There’s another pause and chuckle while his inner businessman and evangelist fight it out. “You can use a Petri dish, you can use spores or roots of established trees ...” he says, edging his way along the path of mentioning the various methods, “I don’t currently use them all.”

He knows he should keep his mouth closed, but he can’t.

“It’s a matter of controlling parameters for the plant and fungus so that they can both grow ... and keeping competing fungus out so they can dominate the root system,” he explains. “We have to grow the trees in a way that allows the tree and the truffle to grow. [The truffles] need tons of lime so we add phenomenal quantities of chalk like they have in the south of France. It’s an extreme environment. The trees would be better off without it.”

It’s a bit technical, but is more than most are willing to divulge and it’s easy to imagine that if he followed the ‘rake’ talk with this information, some of his French and Italian colleagues might want to teach him a lesson in an alley he wouldn’t forget in a hurry.

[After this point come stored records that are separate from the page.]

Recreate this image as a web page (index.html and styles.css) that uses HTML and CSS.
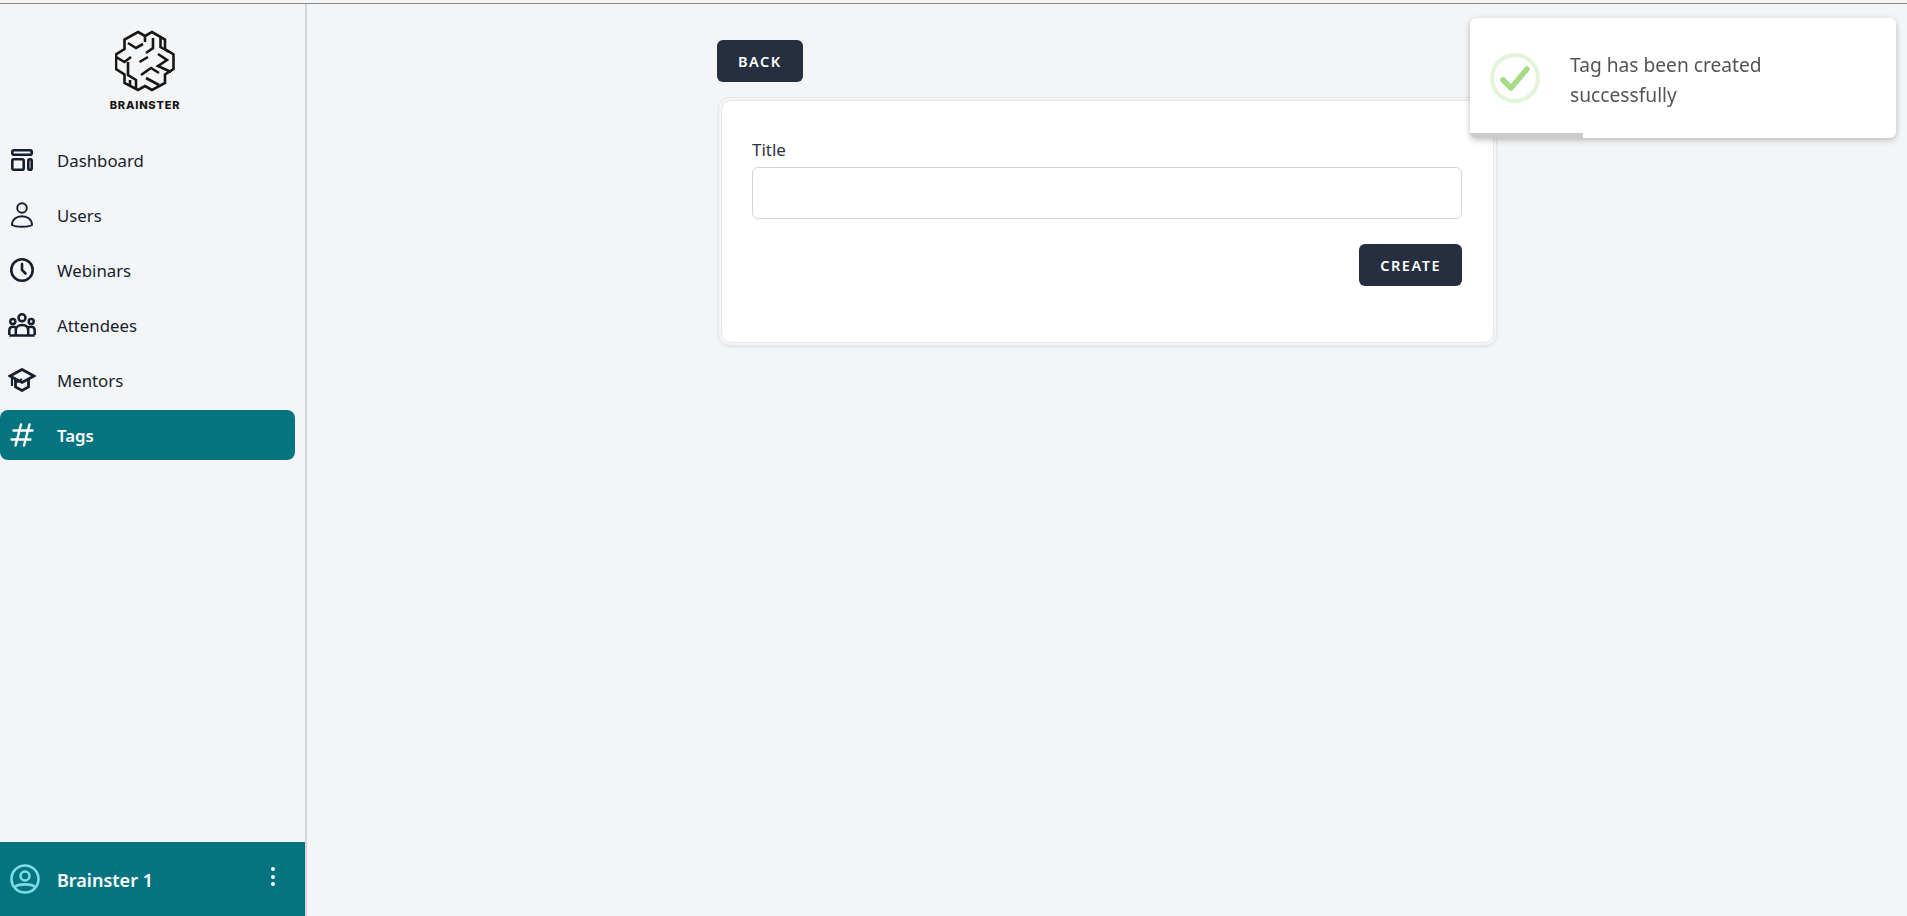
FILE: index.html
```html
<!DOCTYPE html>
<html lang="en">
<head>
    <meta charset="UTF-8">
    <meta name="viewport" content="width=device-width, initial-scale=1.0">
    <title>Create Tag</title>
    <link rel="stylesheet" href="styles.css">
</head>
<body>

<div class="topline"></div>

<div class="app">
    <aside class="sidebar">
        <div class="brand">
            <svg class="brand-logo" viewBox="0 0 60 62" fill="none" stroke="currentColor" stroke-width="2.600" stroke-linejoin="miter">
                <path d="M23 2 L30 6 L37 2 L50 9.500 L50 19 L58.500 24.500 L58.500 39 L50 44.500 L50 53 L37 60 L30 56 L23 60 L9.500 53 L9.500 44.500 L1 39 L1 24.500 L9.500 19 L9.500 9.500 Z"/>
                <path d="M13 13 L21 18 L28 14"/>
                <path d="M30 6 L30 12"/>
                <path d="M38 8 L38 18 L31 23"/>
                <path d="M45.500 8 L45.500 17 L54 22"/>
                <path d="M1 27 L9.500 32 L16 27"/>
                <path d="M24.500 32 L33 27"/>
                <path d="M43 24 L52 30 L43 36 L56 42"/>
                <path d="M13 32 L13 45 L21 50 L21 59"/>
                <path d="M15 50 L15 55"/>
                <path d="M26 45 L36 38 L44 43"/>
                <path d="M31 48 L44 55"/>
            </svg>
            <span class="brand-name">BRAINSTER</span>
        </div>

        <nav class="menu">
            <a class="menu-item" href="#">
                <svg class="menu-icon" viewBox="0 0 24 24" fill="none" stroke="currentColor" stroke-width="2.600">
                    <rect x="2.300" y="2.300" width="19.400" height="4.400" rx="1.500"/>
                    <rect x="2.300" y="11.300" width="11.400" height="10.400" rx="1.500"/>
                    <rect x="18.300" y="11.300" width="3.400" height="10.400" rx="1.500"/>
                </svg>
                Dashboard
            </a>
            <a class="menu-item" href="#">
                <svg class="menu-icon menu-icon-tall" viewBox="0 0 24 26" fill="none" stroke="currentColor" stroke-width="1.900">
                    <circle cx="12" cy="6" r="4.800"/>
                    <path d="M2 23 C2 17.500 6.500 14.300 12 14.300 C17.500 14.300 22 17.500 22 23 C18 25.300 6 25.300 2 23 Z"/>
                </svg>
                Users
            </a>
            <a class="menu-item" href="#">
                <svg class="menu-icon" viewBox="0 0 24 24" fill="none" stroke="currentColor" stroke-width="2.600" stroke-linecap="round">
                    <circle cx="12" cy="12" r="10.700"/>
                    <path d="M12 6 L12 12 L15.500 15.500"/>
                </svg>
                Webinars
            </a>
            <a class="menu-item" href="#">
                <svg class="menu-icon menu-icon-wide" viewBox="0 0 28 24" fill="none" stroke="currentColor" stroke-width="2.500">
                    <circle cx="14" cy="4.800" r="3.500"/>
                    <circle cx="4.800" cy="8.500" r="2.500"/>
                    <circle cx="23.200" cy="8.500" r="2.500"/>
                    <path d="M7.800 22 L7.800 17.500 C7.800 13.800 10.500 12 14 12 C17.500 12 20.200 13.800 20.200 17.500 L20.200 22"/>
                    <path d="M1.300 22 L1.300 17.500 C1.300 15 3 13.800 5 13.800 C6 13.800 7 14 8 14.800 M26.700 22 L26.700 17.500 C26.700 15 25 13.800 23 13.800 C22 13.800 21 14 20 14.800"/>
                    <path d="M1.300 22.500 L26.700 22.500"/>
                </svg>
                Attendees
            </a>
            <a class="menu-item" href="#">
                <svg class="menu-icon menu-icon-wide" viewBox="0 0 28 24" fill="none" stroke="currentColor" stroke-width="2.800">
                    <path d="M14 1.500 L26 8 L14 14.500 L2 8 Z"/>
                    <path d="M7.500 11 L7.500 19 L14 22.500 L20.500 19 L20.500 11"/>
                    <path d="M4 9 L4 18" stroke-width="2.200"/>
                    <path d="M9 14.500 L14 11" stroke-width="2"/>
                </svg>
                Mentors
            </a>
            <a class="menu-item is-active" href="#">
                <svg class="menu-icon" viewBox="0 0 24 24" fill="none" stroke="currentColor" stroke-width="2.400" stroke-linecap="round">
                    <path d="M11 1.500 L5.500 22.500 M19.500 1.500 L14 22.500 M3.500 7.500 L22.500 7.500 M1.500 16.500 L20.500 16.500"/>
                </svg>
                Tags
            </a>
        </nav>

        <div class="account">
            <svg class="account-icon" viewBox="0 0 30 30" fill="none" stroke="currentColor" stroke-width="2.600">
                <circle cx="15" cy="15" r="13.500"/>
                <circle cx="15" cy="12" r="4.500"/>
                <path d="M5 23 C8 19.500 22 19.500 25 23"/>
            </svg>
            <span class="account-name">Brainster 1</span>
            <span class="account-dots"><i></i><i></i><i></i></span>
        </div>
    </aside>

    <main class="content">
        <div class="wrapper">
            <a class="btn" href="#">Back</a>

            <div class="card-frame">
                <form class="card">
                    <label class="field-label" for="title">Title</label>
                    <input class="field-input" type="text" id="title" name="title">
                    <div class="form-actions">
                        <button class="btn" type="submit">Create</button>
                    </div>
                </form>
            </div>
        </div>
    </main>
</div>

<div class="toast">
    <svg class="toast-icon" viewBox="0 0 50 50" fill="none">
        <circle cx="25" cy="25" r="23" stroke="#e4f4d9" stroke-width="4"/>
        <path d="M13 27 L21 35 L37 16" stroke="#a5dc86" stroke-width="5.500" stroke-linecap="round" stroke-linejoin="round"/>
    </svg>
    <p class="toast-text">Tag has been created successfully</p>
    <div class="toast-progress"></div>
</div>

</body>
</html>
```

FILE: styles.css
```css
* {
    margin: 0;
    padding: 0;
    box-sizing: border-box;
}

html, body {
    height: 100%;
    overflow: hidden;
}

body {
    font-family: "Noto Sans", "Open Sans", Arial, sans-serif;
    background-color: #f4f5f7;
    color: #161e2e;
    display: flex;
    flex-direction: column;
}

.topline {
    height: 4px;
    flex-shrink: 0;
    border-bottom: 1px solid #8b8b8b;
}

.app {
    flex: 1;
    display: flex;
    min-height: 0;
}

/* Sidebar */
.sidebar {
    width: 307px;
    flex-shrink: 0;
    display: flex;
    flex-direction: column;
    border-right: 2px solid #d2d6dc;
}

.brand {
    display: flex;
    flex-direction: column;
    align-items: center;
    padding-top: 26px;
    padding-right: 15px;
    padding-bottom: 23px;
    color: #161616;
}

.brand-logo {
    width: 60px;
    height: 62px;
}

.brand-name {
    margin-top: 7px;
    font-family: Inter, Arial, sans-serif;
    font-size: 11px;
    line-height: 13px;
    font-weight: 800;
    letter-spacing: 0.800px;
}

.menu {
    display: flex;
    flex-direction: column;
    gap: 5px;
    padding-right: 10px;
}

.menu-item {
    height: 50px;
    display: flex;
    align-items: center;
    gap: 23px;
    padding-left: 10px;
    border-radius: 0 8px 8px 0;
    color: #161e2e;
    font-size: 16.800px;
    text-decoration: none;
}

.menu-item.is-active {
    background-color: #047481;
    color: #fff;
    font-weight: 600;
    border-radius: 8px;
}

.menu-icon {
    width: 24px;
    height: 24px;
    flex-shrink: 0;
}

.menu-icon-tall {
    height: 26px;
}

.menu-icon-wide {
    width: 28px;
    margin-left: -2px;
    margin-right: -2px;
}

.account {
    margin-top: auto;
    height: 74px;
    display: flex;
    align-items: center;
    padding: 0 30px 0 10px;
    background-color: #047481;
    color: #fff;
}

.account-icon {
    width: 30px;
    height: 30px;
    color: #7edce2;
    flex-shrink: 0;
}

.account-name {
    margin-left: 17px;
    margin-top: 1px;
    font-size: 18px;
    font-weight: 600;
}

.account-dots {
    margin-left: auto;
    display: flex;
    flex-direction: column;
    gap: 3.500px;
    margin-top: -5px;
}

.account-dots i {
    display: block;
    width: 4px;
    height: 4px;
    border-radius: 50%;
    background-color: #fff;
}

/* Main */
.content {
    flex: 1;
    display: flex;
    justify-content: center;
    min-width: 0;
}

.wrapper {
    width: 780px;
    padding-top: 36px;
}

.btn {
    display: inline-flex;
    align-items: center;
    height: 42px;
    padding: 0 21px;
    border: none;
    border-radius: 6px;
    background-color: #252f3f;
    color: #fff;
    font-family: inherit;
    font-size: 14.500px;
    font-weight: 600;
    letter-spacing: 1.500px;
    text-transform: uppercase;
    text-decoration: none;
}

.card-frame {
    margin-top: 15px;
    margin-left: 1px;
    padding: 2px;
    border: 1px solid #e5e7eb;
    border-radius: 12px;
    box-shadow: 0 1px 3px rgba(0, 0, 0, 0.08);
}

.card {
    display: flex;
    flex-direction: column;
    padding: 37px 31px 56px 30px;
    background-color: #fff;
    border: 1px solid #e5e7eb;
    border-radius: 10px;
}

.field-label {
    font-size: 17px;
    line-height: 24px;
    color: #2d3340;
    margin-bottom: 5px;
}

.field-input {
    width: 100%;
    height: 52px;
    border: 1px solid #d2d6dc;
    border-radius: 6px;
    background-color: #fff;
    outline: none;
}

.form-actions {
    display: flex;
    justify-content: flex-end;
    margin-top: 25px;
}

/* Toast */
.toast {
    position: fixed;
    top: 18px;
    right: 11px;
    width: 426px;
    height: 120px;
    display: flex;
    align-items: center;
    gap: 30px;
    padding-left: 20px;
    background-color: #fff;
    border-radius: 6px;
    box-shadow: 0 2px 6px rgba(0, 0, 0, 0.25);
    overflow: hidden;
}

.toast-icon {
    width: 50px;
    height: 50px;
    flex-shrink: 0;
}

.toast-text {
    width: 280px;
    margin-top: 3px;
    font-size: 19.200px;
    line-height: 30px;
    color: #545454;
}

.toast-progress {
    position: absolute;
    left: 0;
    bottom: 0;
    width: 113px;
    height: 5px;
    background-color: #cccccc;
}
```
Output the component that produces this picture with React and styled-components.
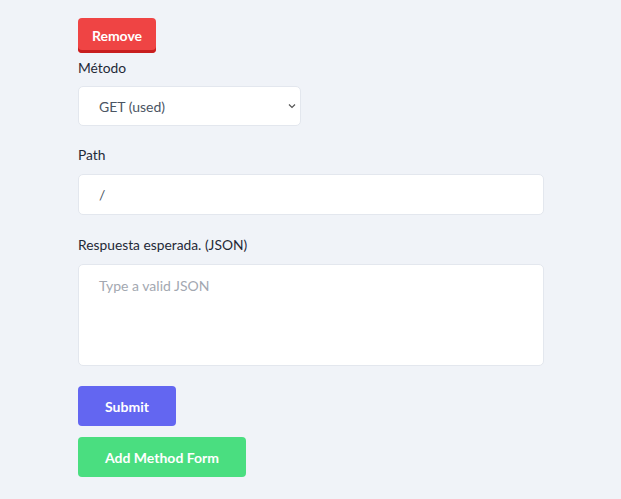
import { createGlobalStyle, styled } from "styled-components";

const GlobalStyle = createGlobalStyle`
  html, body {
    margin: 0;
    padding: 0;
    background: #f0f3f8;
    font-family: "Lato", "Open Sans", sans-serif;
  }
`;

const Page = styled.div`
  min-height: 499px;
  padding: 18px 0 0 78px;
  box-sizing: border-box;
`;

const Form = styled.form`
  width: 466px;
  display: flex;
  flex-direction: column;
  align-items: flex-start;
`;

const Button = styled.button`
  border: none;
  border-radius: 4px;
  color: #fff;
  font-family: inherit;
  font-weight: 700;
  font-size: ${(p) => p.$size || 14}px;
  width: ${(p) => p.$w}px;
  height: ${(p) => p.$h || 40}px;
  background: ${(p) => p.$bg};
  margin-top: ${(p) => p.$mt || 0}px;
  box-shadow: ${(p) => (p.$edge ? `inset 0 -3px 0 ${p.$edge}` : "none")};
  padding: 0;
  cursor: pointer;
`;

const Label = styled.label`
  font-size: 13.8px;
  color: #1f2937;
  margin-top: ${(p) => p.$mt || 0}px;
  line-height: 18px;
`;

const Field = styled.div`
  width: ${(p) => p.$w || 466}px;
  height: ${(p) => p.$h}px;
  margin-top: ${(p) => p.$mt || 0}px;
  background: #fff;
  border: 1px solid #e3e7ee;
  border-radius: 5px;
  box-sizing: border-box;
  display: flex;
  align-items: ${(p) => (p.$top ? "flex-start" : "center")};
  padding: ${(p) => (p.$top ? "12px 20px" : "0 3px 0 20px")};
  font-size: 14px;
  color: ${(p) => (p.$muted ? "#a3a8b1" : "#4b5563")};
`;

const Grow = styled.span`
  flex: 1;
`;

export default function App() {
  return (
    <>
      <GlobalStyle />
      <Page>
        <Form onSubmit={(e) => e.preventDefault()}>
          <Button type="button" $w={78} $h={35} $size={14} $bg="#ef4444" $edge="#c81e1e">
            Remove
          </Button>
          <Label $mt={6}>Método</Label>
          <Field $w={223} $h={40} $mt={9}>
            <Grow>GET (used)</Grow>
            <svg width="10" height="10" viewBox="0 0 10 10">
              <path d="M2 3.5 L5 6.5 L8 3.5" fill="none" stroke="#555" strokeWidth="1.2" />
            </svg>
          </Field>
          <Label $mt={20}>Path</Label>
          <Field $h={41} $mt={10}>/</Field>
          <Label $mt={21}>Respuesta esperada. (JSON)</Label>
          <Field $h={102} $mt={10} $top $muted>
            Type a valid JSON
          </Field>
          <Button type="submit" $w={98} $bg="#6366f1" $mt={20}>
            Submit
          </Button>
          <Button type="button" $w={168} $bg="#4ade80" $mt={11}>
            Add Method Form
          </Button>
        </Form>
      </Page>
    </>
  );
}
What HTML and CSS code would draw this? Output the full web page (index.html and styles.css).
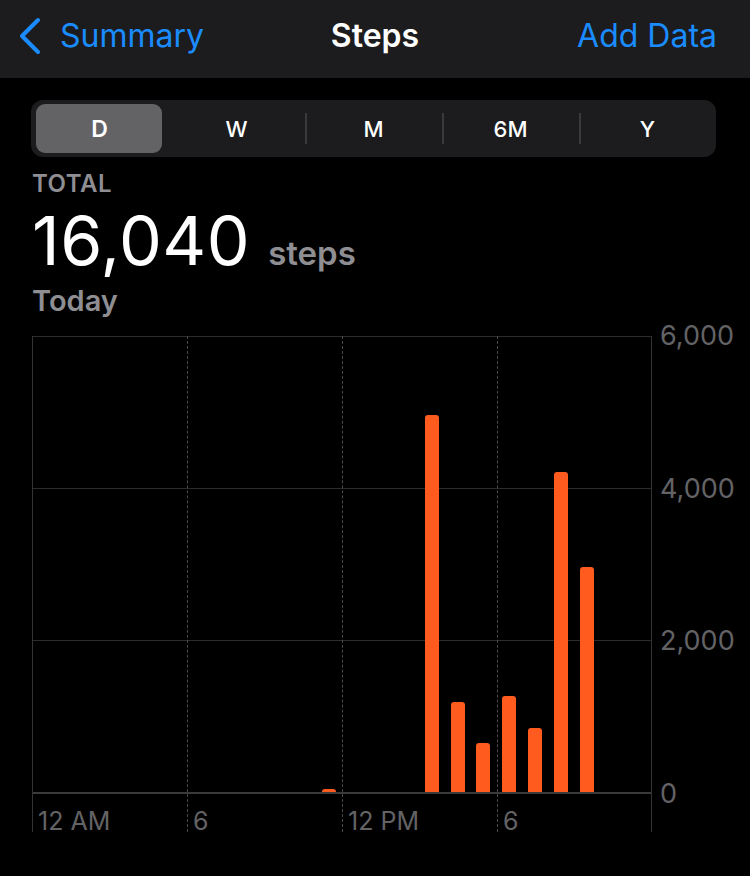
FILE: index.html
```html
<!DOCTYPE html>
<html lang="en">
<head>
    <meta charset="UTF-8">
    <title>Steps</title>
    <link rel="stylesheet" href="styles.css">
</head>
<body>
<div class="nav">
    <div class="nav-left">
        <svg class="chevron" width="24" height="40" viewBox="0 0 24 40">
            <path d="M20 3 L4 19 L20 35" fill="none" stroke="#1a8cff" stroke-width="4" stroke-linecap="round" stroke-linejoin="round"/>
        </svg>
        <span>Summary</span>
    </div>
    <div class="nav-title">Steps</div>
    <div class="nav-right">Add Data</div>
</div>

<div class="content">
    <div class="segments">
        <div class="seg selected">D</div>
        <div class="seg">W</div>
        <div class="seg sep">M</div>
        <div class="seg sep">6M</div>
        <div class="seg sep">Y</div>
    </div>

    <div class="total-label">TOTAL</div>
    <div class="total">
        <span class="total-num">16,040</span>
        <span class="total-unit">steps</span>
    </div>
    <div class="total-date">Today</div>

    <div class="chart">
        <div class="plot-wrap">
            <!-- grid lines -->
            <div class="hline" style="top: 0"></div>
            <div class="hline" style="top: 152px"></div>
            <div class="hline" style="top: 304px"></div>
            <div class="hline axis" style="top: 456px"></div>
            <div class="vline" style="left: 0"></div>
            <div class="vline dashed" style="left: 155px"></div>
            <div class="vline dashed" style="left: 310px"></div>
            <div class="vline dashed" style="left: 465px"></div>
            <div class="vline" style="left: 619px"></div>

            <div class="bars" id="bars"></div>

            <div class="xlabels">
                <span>12 AM</span>
                <span>6</span>
                <span>12 PM</span>
                <span>6</span>
            </div>
        </div>
        <div class="yaxis">
            <span>6,000</span>
            <span>4,000</span>
            <span>2,000</span>
            <span>0</span>
        </div>
    </div>
</div>

<script>
    //每小时步数
    var steps = [0, 0, 0, 0, 0, 0, 0, 0, 0, 0, 0, 20, 0, 0, 0, 4960, 1180, 650, 1260, 840, 4210, 2960, 0, 0];
    var bars = document.getElementById("bars");
    for (var i = 0; i < steps.length; i++) {
        var hour = document.createElement("div");
        hour.className = "hour";
        if (steps[i] > 0) {
            var bar = document.createElement("div");
            bar.className = "bar";
            bar.style.height = Math.max(3, steps[i] / 6000 * 456) + "px";
            hour.appendChild(bar);
        }
        bars.appendChild(hour);
    }
</script>
</body>
</html>
```

FILE: styles.css
```css
body {
    margin: 0;
    background-color: #000;
    color: #fff;
    font-family: Inter, "Noto Sans", sans-serif;
}
.nav {
    height: 78px;
    background-color: #1c1c1e;
    display: grid;
    grid-template-columns: 1fr auto 1fr;
    align-items: center;
    padding: 0 33px;
    font-size: 32px;
}
.nav-left {
    display: flex;
    align-items: center;
    color: #1a8cff;
    margin-top: -8px;
    margin-left: -15px;
}
.chevron {
    margin-right: 18px;
    margin-top: 4px;
}
.nav-title {
    font-weight: 600;
    margin-top: -8px;
}
.nav-right {
    text-align: right;
    color: #1a8cff;
    margin-top: -8px;
}
.content {
    padding-left: 32px;
}
.segments {
    margin-top: 22px;
    width: 685px;
    height: 49px;
    padding: 4px 0;
    margin-left: -1px;
    background-color: #1c1c1e;
    border-radius: 12px;
    display: flex;
}
.seg {
    flex: 1;
    display: flex;
    align-items: center;
    justify-content: center;
    font-size: 22px;
    font-weight: 500;
    position: relative;
    z-index: 0;
}
.seg.sep:before {
    content: "";
    position: absolute;
    left: 0;
    top: 9px;
    height: 31px;
    border-left: 2px solid #3a3a3c;
}
.selected {
    font-weight: 600;
    font-size: 23px;
}
.selected:after {
    content: "";
    position: absolute;
    top: 0;
    bottom: 0;
    left: 5px;
    right: 6px;
    background-color: #636366;
    border-radius: 9px;
    z-index: -1;
}
.total-label {
    margin-top: 13px;
    font-size: 24px;
    font-weight: 600;
    letter-spacing: 0.5px;
    color: #8e8e93;
    line-height: 28px;
}
.total {
    display: flex;
    align-items: baseline;
    line-height: 80px;
    margin-top: 2px;
}
.total-num {
    font-size: 68px;
    font-weight: 400;
    letter-spacing: 0.5px;
}
.total-unit {
    margin-left: 18px;
    font-size: 33px;
    font-weight: 600;
    color: #8e8e93;
}
.total-date {
    font-size: 29px;
    font-weight: 600;
    color: #8e8e93;
    line-height: 30px;
    margin-top: -7px;
}
.chart {
    display: flex;
    margin-top: 8px;
}
.plot-wrap {
    position: relative;
    width: 620px;
    height: 496px;
    margin-top: 12px;
}
.hline {
    position: absolute;
    left: 0;
    width: 620px;
    border-top: 1px solid #2c2c2e;
}
.hline.axis {
    border-top: 2px solid #3a3a3c;
}
.vline {
    position: absolute;
    top: 0;
    height: 496px;
    border-left: 1px solid #333335;
}
.vline.dashed {
    border-left: 1px dashed #4a4a4c;
}
.bars {
    position: absolute;
    left: 0;
    top: 0;
    width: 619px;
    height: 456px;
    display: flex;
    align-items: flex-end;
}
.hour {
    flex: 1;
    display: flex;
    justify-content: center;
}
.bar {
    width: 14px;
    background-color: #ff5b1f;
    border-radius: 3px 3px 0 0;
}
.xlabels {
    position: absolute;
    left: 0;
    top: 461px;
    width: 620px;
    height: 38px;
    display: flex;
    align-items: flex-end;
}
.xlabels span {
    width: 155px;
    padding-left: 6px;
    font-size: 25px;
    line-height: 28px;
    color: #636366;
}
.yaxis {
    height: 482px;
    margin-left: 8px;
    display: flex;
    flex-direction: column;
    justify-content: space-between;
}
.yaxis span {
    line-height: 24px;
    font-size: 27px;
    color: #636366;
}
```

The question, however, is moot if the truffles are not up to task. “It’s not correct to compare Oregon and Alba,” says Kevin West, West Coast editor for W magazine, who began writing on the subject several years ago and was, as he puts it, “bitten by the truffle bug”, becoming something of a truffle historian and eventually speaking at Lefevre’s Oregon Truffle Festival in 2009. “Having said that, the Oregon native truffles are very good,” West continues. “That stirring essence is powerful and present.”

And what about Lefevre’s inoculated truffles? “Truffle cultivation is the Holy Grail of horticulture,” says West.

Lefevre, rake or not, is on the trail.